Sunday, April 3, 2011

How Slavery Really Ended in America

That is the title of a six web-page article from the New York Times, written by Adam Goodheart and adapted from his just published book, "1861: The Civil War Awakening."  I am thankful for its provocative title, which I saw on my Google News page--otherwise I probably would not have taken the time to read it.

Reading the article surprised me in the sense that it undermined my self-perception as a lover of history.  There were some simple realities about the Civil War that Goodheart brings up which caused me to cock my head to the side and say to myself, "Wait.  Why didn't I know that already?"  For example, we all know in a general sense that the Emancipation Proclamation "freed the slaves."  But what does that mean?  For starters, it means that prior to the Proclamation, slaves weren't free--even after the onset of war with the South.  So in the early stages of the Civil War, what was a Union military camp to do if a slave wandered onto its compound, asking for freedom?  That is the intriguing true-to-history scenario about which Goodheart writes.

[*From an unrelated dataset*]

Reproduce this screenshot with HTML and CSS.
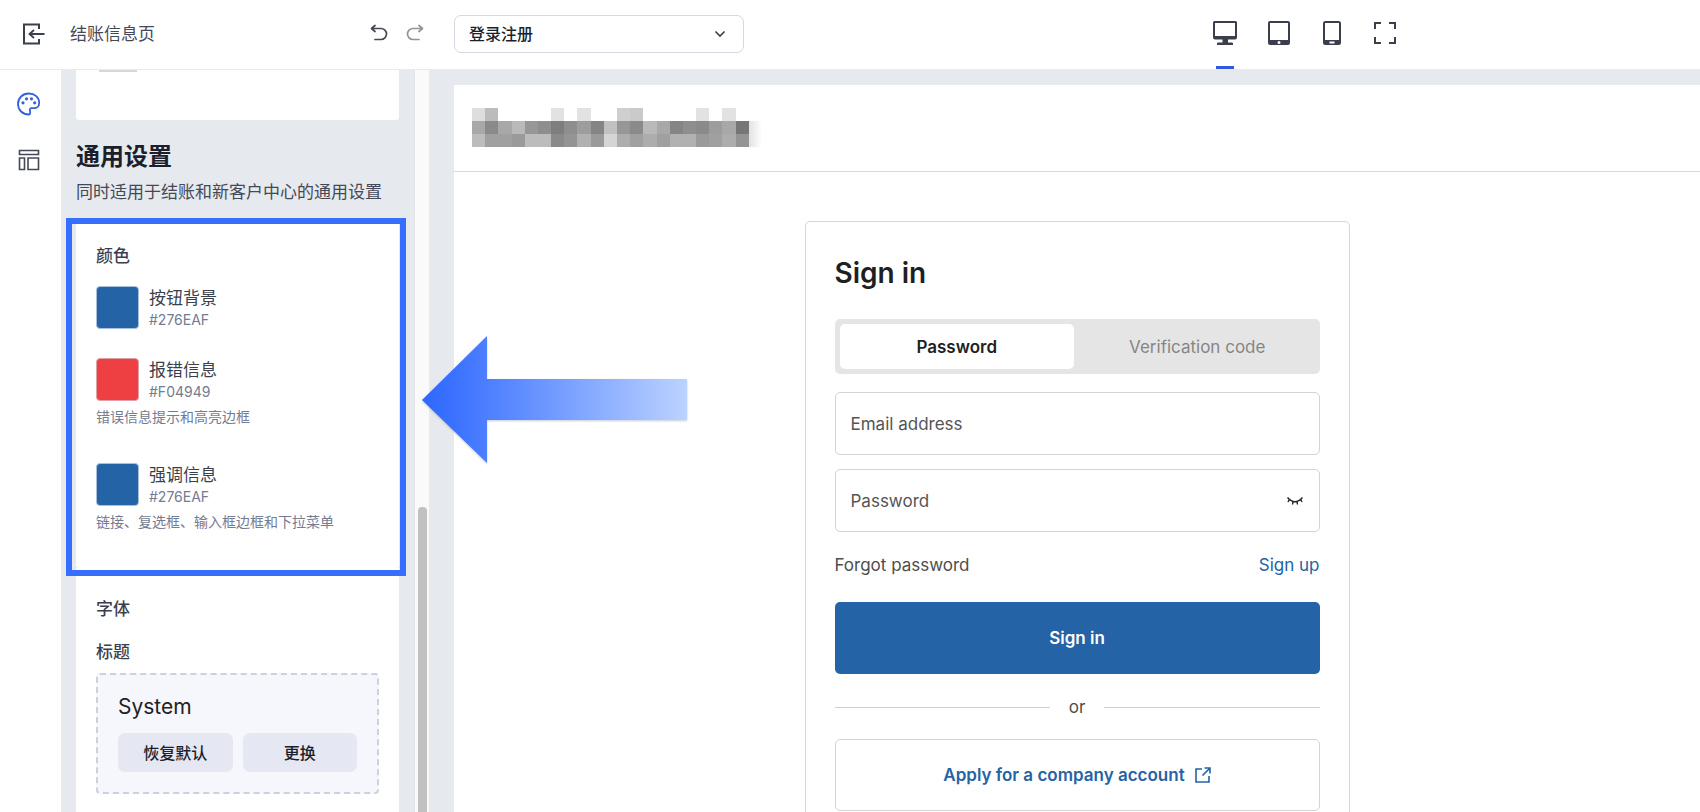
FILE: index.html
```
<!DOCTYPE html>
<html lang="zh-CN">
<head>
<meta charset="utf-8">
<title>结账信息页</title>
<link rel="stylesheet" href="styles.css">
</head>
<body>
<div class="app">
  <header class="topbar">
    <div class="topbar-left">
      <button class="icon-btn" aria-label="退出"><svg width="24" height="24" viewBox="0 0 24 24" fill="none" stroke="#3b3f4d" stroke-width="2"><path d="M17 7V2.500H2V21.500H17V17"/><path d="M22.500 12H8M12 8l-4.500 4 4.500 4" stroke-width="1.800"/></svg></button>
      <h1 class="page-name">结账信息页</h1>
      <div class="history">
        <button class="icon-btn" aria-label="撤销"><svg width="18" height="18" viewBox="0 0 18 18" fill="none" stroke="#454957" stroke-width="1.700" stroke-linecap="round" stroke-linejoin="round"><path d="M5 1.500L1.500 4.500 5 7.500M2 4.500H11a5.500 5.500 0 0 1 0 11H5"/></svg></button>
        <button class="icon-btn" aria-label="重做"><svg width="18" height="18" viewBox="0 0 18 18" fill="none" stroke="#92949c" stroke-width="1.700" stroke-linecap="round" stroke-linejoin="round"><path d="M13 1.500l3.500 3L13 7.500M16 4.500H7a5.500 5.500 0 0 0 0 11h6"/></svg></button>
      </div>
    </div>
    <div class="page-select">
      <select aria-label="页面"><option>登录注册</option></select>
      <svg class="chevron" width="12" height="8" viewBox="0 0 12 8" fill="none" stroke="#3b3f4d" stroke-width="1.600"><path d="M1.500 1.500L6 6l4.500-4.500"/></svg>
    </div>
    <nav class="devices" aria-label="预览设备">
      <button class="device active" aria-label="桌面"><svg width="26" height="26" viewBox="0 0 26 26" fill="#3b3f4d"><path fill-rule="evenodd" d="M2.500 1h21A1.500 1.500 0 0 1 25 2.500v15a2 2 0 0 1-2 2h-7v3h4a1 1 0 0 1 1 1V25H5v-1.500a1 1 0 0 1 1-1h4.500v-3H3a2 2 0 0 1-2-2v-15A1.500 1.500 0 0 1 2.500 1zM3 3v13h20V3z"/></svg></button>
      <button class="device" aria-label="平板"><svg width="22" height="26" viewBox="0 0 22 26" fill="#3b3f4d"><path fill-rule="evenodd" d="M2 1h18a2 2 0 0 1 2 2v20a2 2 0 0 1-2 2H2a2 2 0 0 1-2-2V3a2 2 0 0 1 2-2zM2 3v17h18V3zM9.500 22.500a1.500 1.500 0 1 0 3 0 1.500 1.500 0 1 0-3 0z"/></svg></button>
      <button class="device" aria-label="手机"><svg width="18" height="26" viewBox="0 0 18 26" fill="#3b3f4d"><path fill-rule="evenodd" d="M2.500 1h13A2.500 2.500 0 0 1 18 3.500v19a2.500 2.500 0 0 1-2.500 2.500h-13A2.500 2.500 0 0 1 0 22.500v-19A2.500 2.500 0 0 1 2.500 1zM2 3v17h14V3zM6.500 21.500v2h5v-2z"/></svg></button>
      <button class="device" aria-label="全屏"><svg width="22" height="26" viewBox="0 0 22 26" fill="none" stroke="#3b3f4d" stroke-width="2"><path d="M1 9V3H7M15 3H21V9M21 17V23H15M7 23H1V17"/></svg></button>
    </nav>
  </header>

  <div class="body">
    <nav class="rail" aria-label="编辑器">
      <button class="icon-btn" aria-label="主题"><svg width="24" height="24" viewBox="0 0 24 24" fill="none" stroke="#3560dc" stroke-width="1.800"><path d="M12 22.500C5.500 22.500 1 18 1 12S5.700 1.500 11.700 1.500 22.200 5.500 22.200 11c0 3.500-2.600 5.200-5 5.200h-2.600c-1.600 0-2 1-1.700 2.300.4 1.600.6 4-.9 4z"/><g fill="#3560dc" stroke="none"><circle cx="6" cy="10.800" r="1.600"/><circle cx="9.500" cy="6.800" r="1.600"/><circle cx="14.500" cy="6.800" r="1.600"/><circle cx="17.700" cy="10.800" r="1.600"/></g></svg></button>
      <button class="icon-btn" aria-label="布局"><svg width="22" height="22" viewBox="0 0 22 22" fill="none" stroke="#454957" stroke-width="1.600"><path d="M1.500 1.500h19v4h-19zM1.500 9h5v11.500h-5zM10 9h10.500v11.500H10z"/></svg></button>
    </nav>

    <aside class="sidebar">
      <div class="card card-tail"><span class="tail-line"></span></div>
      <h2 class="group-title">通用设置</h2>
      <p class="group-desc">同时适用于结账和新客户中心的通用设置</p>

      <section class="card colors">
        <h3 class="card-title">颜色</h3>
        <div class="color-item">
          <button class="swatch primary" aria-label="按钮背景"></button>
          <div><div class="color-name">按钮背景</div><div class="color-hex">#276EAF</div></div>
        </div>
        <div class="color-item">
          <button class="swatch error" aria-label="报错信息"></button>
          <div><div class="color-name">报错信息</div><div class="color-hex">#F04949</div></div>
          <p class="hint">错误信息提示和高亮边框</p>
        </div>
        <div class="color-item">
          <button class="swatch primary" aria-label="强调信息"></button>
          <div><div class="color-name">强调信息</div><div class="color-hex">#276EAF</div></div>
          <p class="hint">链接、复选框、输入框边框和下拉菜单</p>
        </div>
        <div class="highlight"></div>
      </section>

      <section class="card fonts">
        <h3 class="card-title">字体</h3>
        <h4 class="card-title">标题</h4>
        <div class="font-box">
          <div class="font-name">System</div>
          <div class="font-actions">
            <button class="soft-btn">恢复默认</button>
            <button class="soft-btn">更换</button>
          </div>
        </div>
      </section>
    </aside>
    <div class="scrollbar"><div class="thumb"></div></div>

    <main class="workspace">
      <div class="preview">
        <div class="store-header">
          <svg width="290" height="39" viewBox="0 0 22 3" preserveAspectRatio="none" shape-rendering="crispEdges" aria-hidden="true">
            <defs><linearGradient id="fade"><stop offset="0" stop-color="#e2e2e2"/><stop offset="1" stop-color="#fff"/></linearGradient></defs>
            <g>
              <path fill="#dedede" d="M0 0h1v1H0z"/><path fill="#bcbcbc" d="M1 0h1v1H1z"/><path fill="#e2e2e2" d="M6 0h1v1H6zM8 0h1v1H8zM17 0h1v1h-1zM19 0h1v1h-1z"/><path fill="#cfcfcf" d="M11 0h1v1h-1z"/><path fill="#cacaca" d="M12 0h1v1h-1z"/>
            </g>
            <g>
              <path fill="#a8a8a8" d="M0 1h1v1H0zM2 1h1v1H2zM14 1h1v1h-1zM19 1h1v1h-1z"/><path fill="#8a8a8a" d="M1 1h1v1H1zM12 1h1v1h-1zM17 1h1v1h-1z"/><path fill="#b9b9b9" d="M3 1h1v1H3zM13 1h1v1h-1z"/><path fill="#979797" d="M4 1h1v1H4zM11 1h1v1h-1z"/><path fill="#8e8e8e" d="M5 1h1v1H5zM7 1h1v1H7zM16 1h1v1h-1z"/><path fill="#7e7e7e" d="M6 1h1v1H6z"/><path fill="#9d9d9d" d="M8 1h1v1H8zM18 1h1v1h-1z"/><path fill="#858585" d="M9 1h1v1H9zM15 1h1v1h-1z"/><path fill="#c1c1c1" d="M10 1h1v1h-1z"/><path fill="#767676" d="M20 1h1v1h-1z"/>
            </g>
            <g>
              <path fill="#bcbcbc" d="M0 2h1v1H0zM4 2h2v1H4z"/><path fill="#a0a0a0" d="M1 2h2v1H1zM12 2h1v1h-1zM14 2h1v1h-1zM18 2h1v1h-1z"/><path fill="#9a9a9a" d="M3 2h1v1H3zM9 2h1v1H9zM17 2h1v1h-1z"/><path fill="#8a8a8a" d="M6 2h1v1H6z"/><path fill="#949494" d="M7 2h1v1H7zM20 2h1v1h-1z"/><path fill="#b1b1b1" d="M8 2h1v1H8zM15 2h2v1h-2z"/><path fill="#d5d5d5" d="M10 2h1v1h-1z"/><path fill="#adadad" d="M11 2h1v1h-1zM13 2h1v1h-1zM19 2h1v1h-1z"/>
            </g>
            <path fill="url(#fade)" d="M21 1h1v2h-1z"/>
          </svg>
        </div>
        <form class="login">
          <h2 class="login-title">Sign in</h2>
          <div class="tabs">
            <button type="button" class="tab selected">Password</button>
            <button type="button" class="tab">Verification code</button>
          </div>
          <div class="field"><input type="email" aria-label="Email address" placeholder="Email address"></div>
          <div class="field">
            <input type="password" aria-label="Password" placeholder="Password">
            <button type="button" class="icon-btn" aria-label="Show password"><svg width="16" height="10" viewBox="0 0 16 10" fill="none" stroke="#222" stroke-width="1.400"><path d="M.5 1.500Q8 10 15.500 1.500M2.300 3.500L1 6M13.700 3.500L15 6M6 5.600L5.500 8.500M10 5.600l.5 2.900"/></svg></button>
          </div>
          <div class="links"><a href="#forgot">Forgot password</a><a class="accent" href="#signup">Sign up</a></div>
          <button type="submit" class="submit">Sign in</button>
          <div class="divider"><span>or</span></div>
          <a class="apply" href="#company">Apply for a company account
            <svg width="16" height="16" viewBox="0 0 16 16" fill="none" stroke="#2463a5" stroke-width="1.600"><path d="M7 2H1V15H14V9M9.500 1H15V6.500M15 1L7.500 8.500"/></svg></a>
        </form>
      </div>
    </main>

    <svg class="arrow" width="268" height="132" viewBox="0 0 268 132" aria-hidden="true">
      <defs><linearGradient id="arrowFill"><stop offset="0" stop-color="#2f68ff"/><stop offset=".12" stop-color="#3a71ff"/><stop offset="1" stop-color="#bcd2ff"/></linearGradient></defs>
      <path class="arrow-shape" d="M1 66L66 2V45H266V86H66V129z" fill="url(#arrowFill)"/>
    </svg>
  </div>
</div>
</body>
</html>
```
FILE: styles.css
```
* { box-sizing: border-box; }
body, h1, h2, h3, h4, p { margin: 0; }
body {
  font-family: Inter, "Noto Sans CJK SC", sans-serif;
  font-size: 17px;
  line-height: 24px;
  color: #3b3f4d;
  background: #fff;
}
button, input, select { font: inherit; color: inherit; }
button { border: 0; padding: 0; background: none; cursor: pointer; }
a { color: inherit; text-decoration: none; }
svg { display: block; flex: none; }
.icon-btn { display: flex; }

.app { display: flex; flex-direction: column; height: 100vh; overflow: hidden; }

/* Top bar */
.topbar { display: flex; align-items: center; flex: none; height: 70px; padding-bottom: 2px; border-bottom: 1px solid #e6e9ee; }
.topbar-left { display: flex; align-items: center; width: 454px; padding: 0 30px 0 22px; }
.page-name { margin-left: 24px; font-size: 17px; font-weight: 400; color: #454957; }
.history { display: flex; gap: 18px; margin-left: auto; padding-bottom: 2px; }
.page-select { position: relative; width: 290px; }
.page-select select {
  display: block; width: 100%; height: 38px; padding: 0 14px; appearance: none;
  border: 1px solid #d6d8e2; border-radius: 7px; background: #fff;
  font-size: 16px; font-weight: 500; color: #1c1f2b;
}
.chevron { position: absolute; right: 18px; top: 15px; pointer-events: none; }
.devices { display: flex; align-self: stretch; gap: 29px; margin: 0 303px -3px auto; }
.device { position: relative; display: flex; align-items: center; justify-content: center; min-width: 24px; padding-bottom: 4px; }
.device.active::after { content: ""; position: absolute; left: 4px; right: 4px; bottom: 1px; height: 3px; background: #2f5be3; }

/* Body columns */
.body { position: relative; display: flex; flex: 1; min-height: 0; }
.rail { display: flex; flex-direction: column; align-items: center; gap: 33px; width: 61px; padding: 22px 4px 0 0; flex: none; }
.sidebar { width: 353px; flex: none; padding: 0 15px; overflow: hidden; background: #e6e9ee; }
.scrollbar { width: 15px; flex: none; padding: 437px 2px 0 3px; background: #fafafa; border-left: 1px solid #e3e4e8; }
.thumb { height: 100%; border-radius: 4px 4px 0 0; background: #c1c1c1; }

.card { padding: 0 20px; background: #fff; }
.card-tail { height: 50px; border-radius: 0 0 3px 3px; }
.tail-line { display: block; width: 38px; height: 2px; margin-left: 3px; background: #d6d8e0; }
.group-title { margin-top: 21px; font-size: 24px; line-height: 32px; font-weight: 600; color: #1c1f2b; }
.group-desc { margin-top: 7px; color: #454957; white-space: nowrap; }
.card-title { font-size: 17px; font-weight: 500; }

.colors { position: relative; margin-top: 16px; padding-top: 24px; padding-bottom: 29px; border-radius: 3px; }
.color-item { display: grid; grid-template-columns: 43px 1fr; column-gap: 10px; margin-top: 29px; }
.card-title + .color-item { margin-top: 18px; }
.swatch { width: 43px; height: 43px; border-radius: 4px; border: 1px solid #a9c0dc; }
.swatch.primary { background: #2463a5; }
.swatch.error { background: #ee4042; border-color: #e0a0a8; }
.color-name { line-height: 25px; }
.color-hex { font-size: 14px; line-height: 18px; color: #747b92; }
.hint { grid-column: 1 / -1; margin: 6px 0 7px; font-size: 14px; line-height: 20px; color: #747b92; }
.highlight { position: absolute; inset: -2px -7px -8px -10px; border: 6px solid #366eff; pointer-events: none; }

.fonts { padding-top: 29px; padding-bottom: 40px; }
.fonts .card-title + .card-title { margin-top: 19px; }
.font-box { margin-top: 9px; padding: 18px 20px 20px; border: 2px dashed #cdd1db; border-radius: 4px; background: #f6f7fc; }
.font-name { font-size: 21px; line-height: 28px; color: #222; }
.font-actions { display: grid; grid-template-columns: 1fr 1fr; gap: 10px; margin-top: 12px; }
.soft-btn { height: 39px; border-radius: 7px; background: #e5e7f2; font-size: 16px; font-weight: 500; color: #1c1f2b; }

/* Store preview */
.workspace { display: flex; flex: 1; min-width: 0; padding: 15px 0 0 25px; overflow: hidden; background: #e6e9ee; }
.preview { flex: 1; background: #fff; }
.store-header { display: flex; align-items: center; height: 87px; padding: 0 18px 2px; border-bottom: 1px solid #d9d9d9; }
.login { width: 545px; max-width: 100%; margin: 49px auto 0; padding: 33px 29px 40px; border: 1px solid #d6d6d6; border-radius: 5px; color: #4d4d4d; }
.login-title { font-size: 28px; line-height: 36px; font-weight: 600; color: #1f1f1f; }
.tabs { display: grid; grid-template-columns: 1fr 1fr; gap: 6px; height: 55px; margin-top: 28px; padding: 5px; border-radius: 5px; background: #e5e5e5; }
.tab { border-radius: 5px; color: #858585; }
.tab.selected { background: #fff; font-weight: 600; color: #1f1f1f; }
.field { display: flex; align-items: center; height: 63px; margin-top: 14px; padding: 0 16px 0 0; border: 1px solid #d4d4d4; border-radius: 5px; }
.tabs + .field { margin-top: 18px; }
.field input { flex: 1; min-width: 0; height: 100%; padding: 0 0 0 15px; border: 0; outline: 0; background: none; }
.field input::placeholder { color: #555; opacity: 1; }
.links { display: flex; justify-content: space-between; margin-top: 21px; }
.accent { color: #2463a5; }
.submit { display: block; width: 100%; height: 72px; margin-top: 25px; border-radius: 5px; background: #2463a5; font-weight: 600; color: #fff; }
.divider { display: flex; align-items: center; gap: 19px; margin-top: 21px; }
.divider::before, .divider::after { content: ""; flex: 1; height: 1px; background: #cfcfcf; }
.apply { display: flex; align-items: center; justify-content: center; gap: 10px; height: 72px; margin-top: 20px; border: 1px solid #d4d4d4; border-radius: 5px; font-weight: 600; color: #2463a5; }

.arrow { position: absolute; left: 421px; top: 264px; pointer-events: none; }
.arrow-shape { filter: drop-shadow(0 1px 1px rgba(60, 80, 130, .3)); }
```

At one point Goodheart writes:
True, the laws of the United States were clear: all fugitives must be returned to their masters. The founding fathers enshrined this in the Constitution; Congress reinforced it in 1850 with the Fugitive Slave Act; and it was still the law of the land — including, as far as the federal government was concerned, within the so-called Confederate states.
The Civil War era isn't particularly an area of interest to me, but I do remember those basic facts--the founding fathers support of slavery, the Fugitive Slave Act, the Emancipation Proclamation.  But I remember them in isolation from one another.  Goodheart's article caused me to shake my head in disappointment at myself that the synthesis of those concepts and events weren't properly ingrained in my personal historical base of knowledge.  If they had been, I wouldn't have been so surprised that an escaped slave presented such a complex conundrum for a Union general.